Atau kalau diterjemahkan secara bebas, tujuan alami kehidupan pada dasarnya adalah mewariskan apa yang sudah dipelajari. Nggak ada lagi tujuan yang lebih tinggi. Jadi intinya Freeman meminta Scarlet mewariskan pengetahuan dan kemampuannya. 

Nah, siapa tahu kamu belum pernah menontonnya, silakan cari judul film Lucy. Ingat ya, pemeran utamanya Scarlet Johansson! 

Dalam buku biografi Presiden Indonesia ke-3 Eyang Habibie yang berjudul Rudy: Masa Muda Sang Revolusioner, ada satu kutipan yang bakal selalu saya ingat.
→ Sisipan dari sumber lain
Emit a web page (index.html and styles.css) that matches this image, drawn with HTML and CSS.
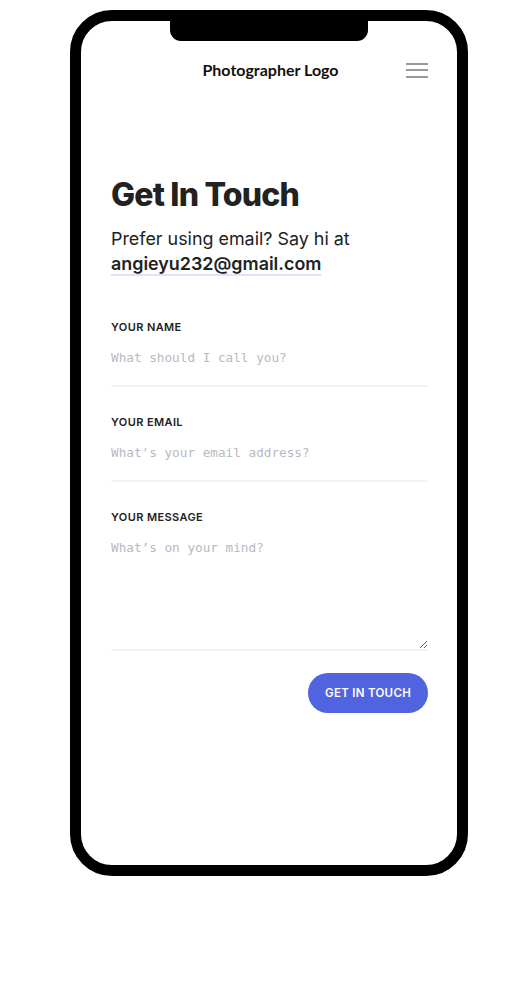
FILE: index.html
```html
<!DOCTYPE html>
<html lang="en">
<head>
<meta charset="utf-8">
<title>Get In Touch</title>
<link rel="stylesheet" href="styles.css">
</head>
<body>
<div class="phone">
  <div class="notch"></div>
  <header class="header">
    <span></span>
    <div class="logo">Photographer Logo</div>
    <button class="menu" aria-label="Menu">
      <svg width="22" height="16" viewBox="0 0 22 16"><rect x="0" y="1" width="22" height="2" fill="#9a9a9a"/><rect x="0" y="7" width="22" height="2" fill="#9a9a9a"/><rect x="0" y="14" width="22" height="2" fill="#9a9a9a"/></svg>
    </button>
  </header>
  <main class="content">
    <h1 class="title">Get In Touch</h1>
    <p class="intro">Prefer using email? Say hi at <a class="email" href="#">angieyu232@gmail.com</a></p>
    <form class="form">
      <div class="field">
        <label class="label" for="name">YOUR NAME</label>
        <input class="input" id="name" type="text" placeholder="What should I call you?">
      </div>
      <div class="field">
        <label class="label" for="mail">YOUR EMAIL</label>
        <input class="input" id="mail" type="text" placeholder="What's your email address?">
      </div>
      <div class="field field-last">
        <label class="label" for="msg">YOUR MESSAGE</label>
        <textarea class="input textarea" id="msg" placeholder="What’s on your mind?"></textarea>
      </div>
      <div class="actions">
        <button class="submit" type="button">GET IN TOUCH</button>
      </div>
    </form>
  </main>
</div>
</body>
</html>
```

FILE: styles.css
```css
* { box-sizing: border-box; }
html, body { margin: 0; padding: 0; background: #fff; }
body { font-family: Inter, "Noto Sans", sans-serif; color: #222; }

.phone {
  position: relative;
  width: 398px;
  height: 866px;
  margin: 10px 0 0 70px;
  border: 11px solid #000;
  border-radius: 42px;
  background: #fff;
  overflow: hidden;
}
.notch {
  position: absolute;
  top: 0;
  left: 89px;
  width: 198px;
  height: 20px;
  background: #000;
  border-radius: 0 0 11px 11px;
}

.header {
  height: 96px;
  display: grid;
  grid-template-columns: 1fr auto 1fr;
  align-items: center;
  padding: 0 29px 0 30px;
}
.logo {
  font-family: Lato, "Open Sans", sans-serif;
  font-weight: 700;
  font-size: 16px;
  color: #111;
  padding-left: 2px;
}
.menu {
  justify-self: end;
  border: 0;
  background: none;
  padding: 0;
  width: 22px;
  height: 16px;
  display: flex;
  margin-top: 1px;
}

.content { padding: 58px 29px 0 30px; }
.title {
  margin: 0;
  font-size: 32px;
  line-height: 40px;
  font-weight: 800;
  letter-spacing: -0.8px;
  color: #222;
}
.intro {
  margin: 11px 0 0;
  font-size: 17.9px;
  line-height: 25px;
  color: #222;
}
.email {
  color: #222;
  font-weight: 600;
  text-decoration: underline;
  text-decoration-color: #e3e0f8;
  text-decoration-thickness: 2px;
  text-underline-offset: 4px;
}

.form { margin-top: 43px; }
.field { margin-bottom: 27px; }
.field-last { margin-bottom: 0; }
.label {
  display: block;
  font-size: 11px;
  line-height: 16px;
  font-weight: 600;
  letter-spacing: 0.4px;
  color: #222;
}
.input {
  display: block;
  width: 100%;
  border: 0;
  border-bottom: 2px solid #f3f3f3;
  padding: 15px 0 19px;
  font-family: "DejaVu Sans Mono", monospace;
  font-size: 12.7px;
  line-height: 16px;
  color: #333;
  background: transparent;
  outline: none;
}
.input::placeholder { color: #b9b9c2; }
.textarea { height: 126px; resize: vertical; }

.actions {
  display: flex;
  justify-content: flex-end;
  margin-top: 22px;
}
.submit {
  width: 120px;
  height: 40px;
  border: 0;
  border-radius: 20px;
  background: #5064e0;
  color: #fff;
  font-family: Inter, sans-serif;
  font-weight: 600;
  font-size: 11.5px;
  letter-spacing: 0.3px;
}
```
Ini berasal dari wejangan Ayahnya Eyang Habibie. Beliau bilang kepada Eyang bahwa selama hidup Eyang harus menjadi mata air, di mana pun tempatnya. Karena mata air nggak memberikan kebaikan tanpa pilih-pilih. 
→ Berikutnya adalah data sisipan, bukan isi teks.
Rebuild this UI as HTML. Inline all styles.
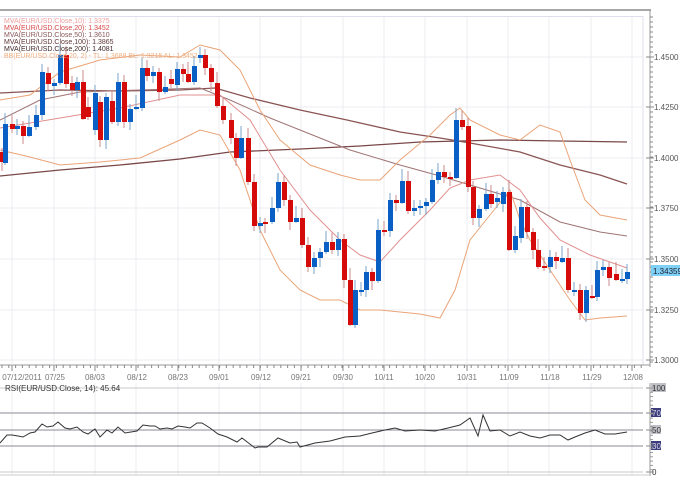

Dan dalam Islam, saya diajarkan untuk bersedekah, membagi kebahagiaan dengan orang lain yang kurang berbahagia. Entah melalui materi atau non-materi. Agar semua manusia bisa jadi bahagia. Ya intinya begitu tapi saya nggak tahu aslinya gimana. Wkwkwk. 

Dari tiga uraian singkat di atas, bisa saya simpulkan bahwa untuk mendapat kebahagiaan kita harus berbagi dengan orang lain. As simple as that, theoretically yes!
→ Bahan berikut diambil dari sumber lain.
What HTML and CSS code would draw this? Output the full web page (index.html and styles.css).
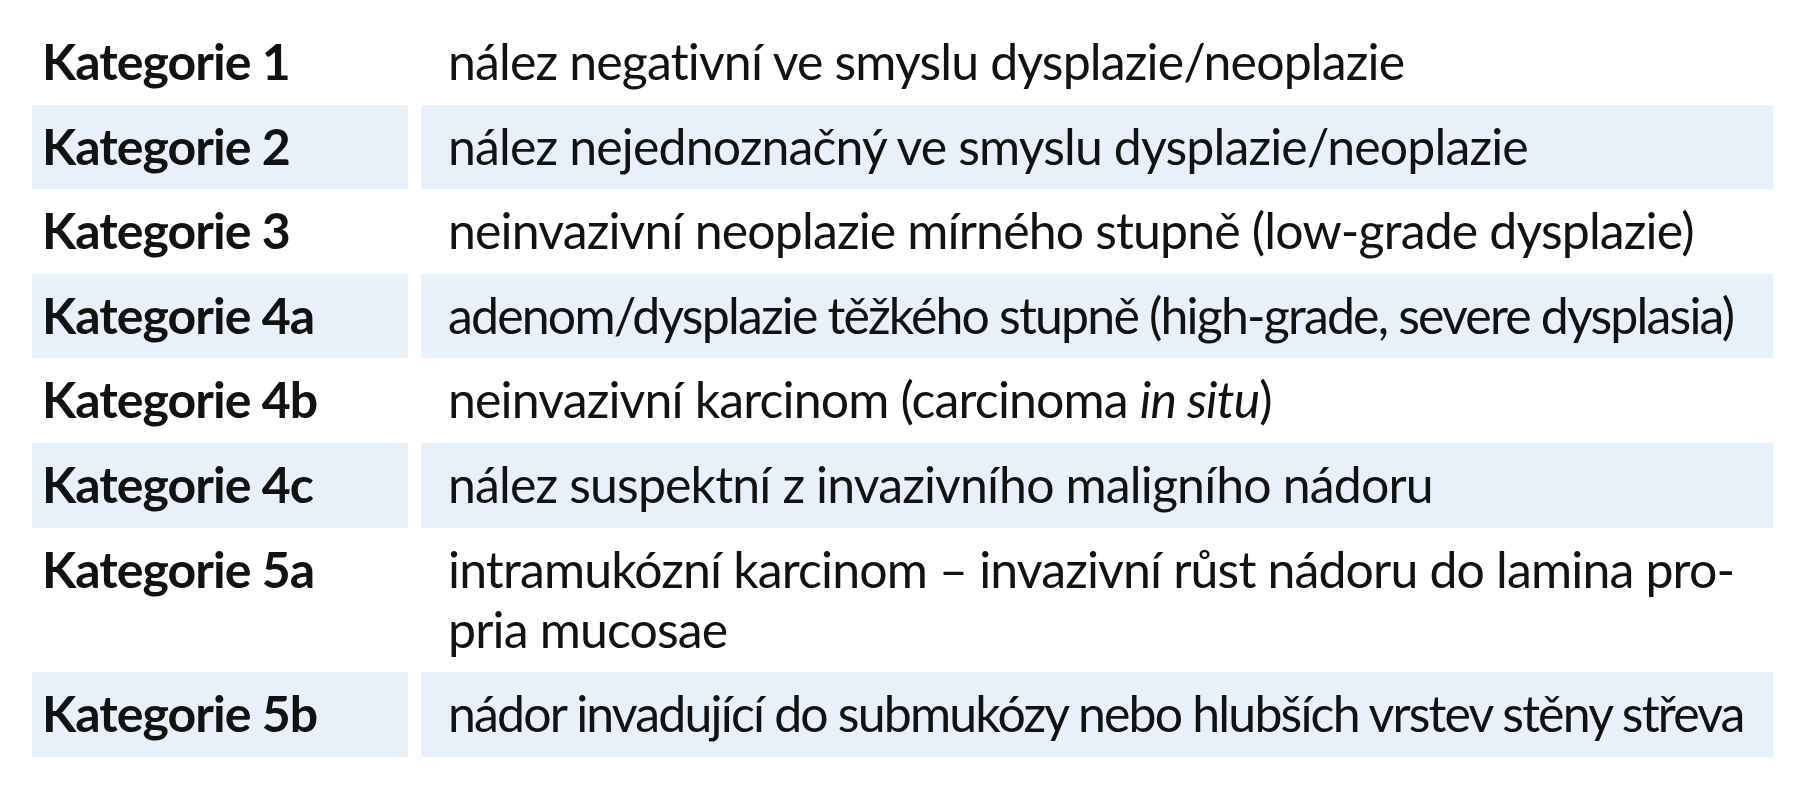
FILE: index.html
```html
<!DOCTYPE html>
<html lang="cs">
<head>
<meta charset="utf-8">
<title>Kategorie</title>
<link rel="stylesheet" href="styles.css">
</head>
<body>
<div class="table">
  <div class="row">
    <div class="cell cat">Kategorie 1</div>
    <div class="cell desc">nález negativní ve smyslu dysplazie/neoplazie</div>
  </div>
  <div class="row shaded">
    <div class="cell cat">Kategorie 2</div>
    <div class="cell desc">nález nejednoznačný ve smyslu dysplazie/neoplazie</div>
  </div>
  <div class="row">
    <div class="cell cat">Kategorie 3</div>
    <div class="cell desc">neinvazivní neoplazie mírného stupně (low-grade dysplazie)</div>
  </div>
  <div class="row shaded">
    <div class="cell cat">Kategorie 4a</div>
    <div class="cell desc tight">adenom/dysplazie těžkého stupně (high-grade, severe dysplasia)</div>
  </div>
  <div class="row">
    <div class="cell cat">Kategorie 4b</div>
    <div class="cell desc">neinvazivní karcinom (carcinoma <em>in situ</em>)</div>
  </div>
  <div class="row shaded">
    <div class="cell cat">Kategorie 4c</div>
    <div class="cell desc">nález suspektní z invazivního maligního nádoru</div>
  </div>
  <div class="row">
    <div class="cell cat">Kategorie 5a</div>
    <div class="cell desc">intramukózní karcinom – invazivní růst nádoru do lamina pro-<br>pria mucosae</div>
  </div>
  <div class="row shaded">
    <div class="cell cat">Kategorie 5b</div>
    <div class="cell desc tight">nádor invadující do submukózy nebo hlubších vrstev stěny střeva</div>
  </div>
</div>
</body>
</html>
```

FILE: styles.css
```css
html, body {
  margin: 0;
  padding: 0;
  background: #ffffff;
}

body {
  padding: 20px 0 0 32px;
  font-family: "Lato", "Noto Sans", sans-serif;
  font-size: 50px;
  line-height: 60px;
  letter-spacing: -0.85px;
  color: #121212;
}

.table {
  display: grid;
  grid-template-columns: 376px 1352px;
  column-gap: 13px;
  width: max-content;
}

.row {
  display: contents;
}

.cell {
  padding: 11px 0 13.6px 0;
  white-space: nowrap;
}

.cat {
  padding-left: 10px;
  font-weight: 700;
  letter-spacing: -0.95px;
}

.desc {
  padding-left: 27px;
}

.desc.tight {
  letter-spacing: -1.82px;
}

.desc em {
  font-style: italic;
}

.shaded .cell {
  background: #e8f1fa;
}
```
Tapi nyatanya nggak semudah itu, kan? Gimana kalau kamu ternyata nggak punya banyak hal untuk dibagikan pada orang lain? Gimana kalau kamu justru sama sekali nggak bisa berbagi? Jujur saja, pikiran seperti ini sering muncul di kepala saya. Dan saya yakin, kamu juga pernah berpikir begitu. 

Namun saya tetap percaya bahwa memberikan kebahagiaan pada orang lain akan memberikan kebahagiaan juga pada saya. Kuncinya ada pada mengubah arti kebahagiaan itu sendiri. 

Mari kita percaya bahwa pelit itu nggak baik. Mau pelit ilmu atau pelit materi.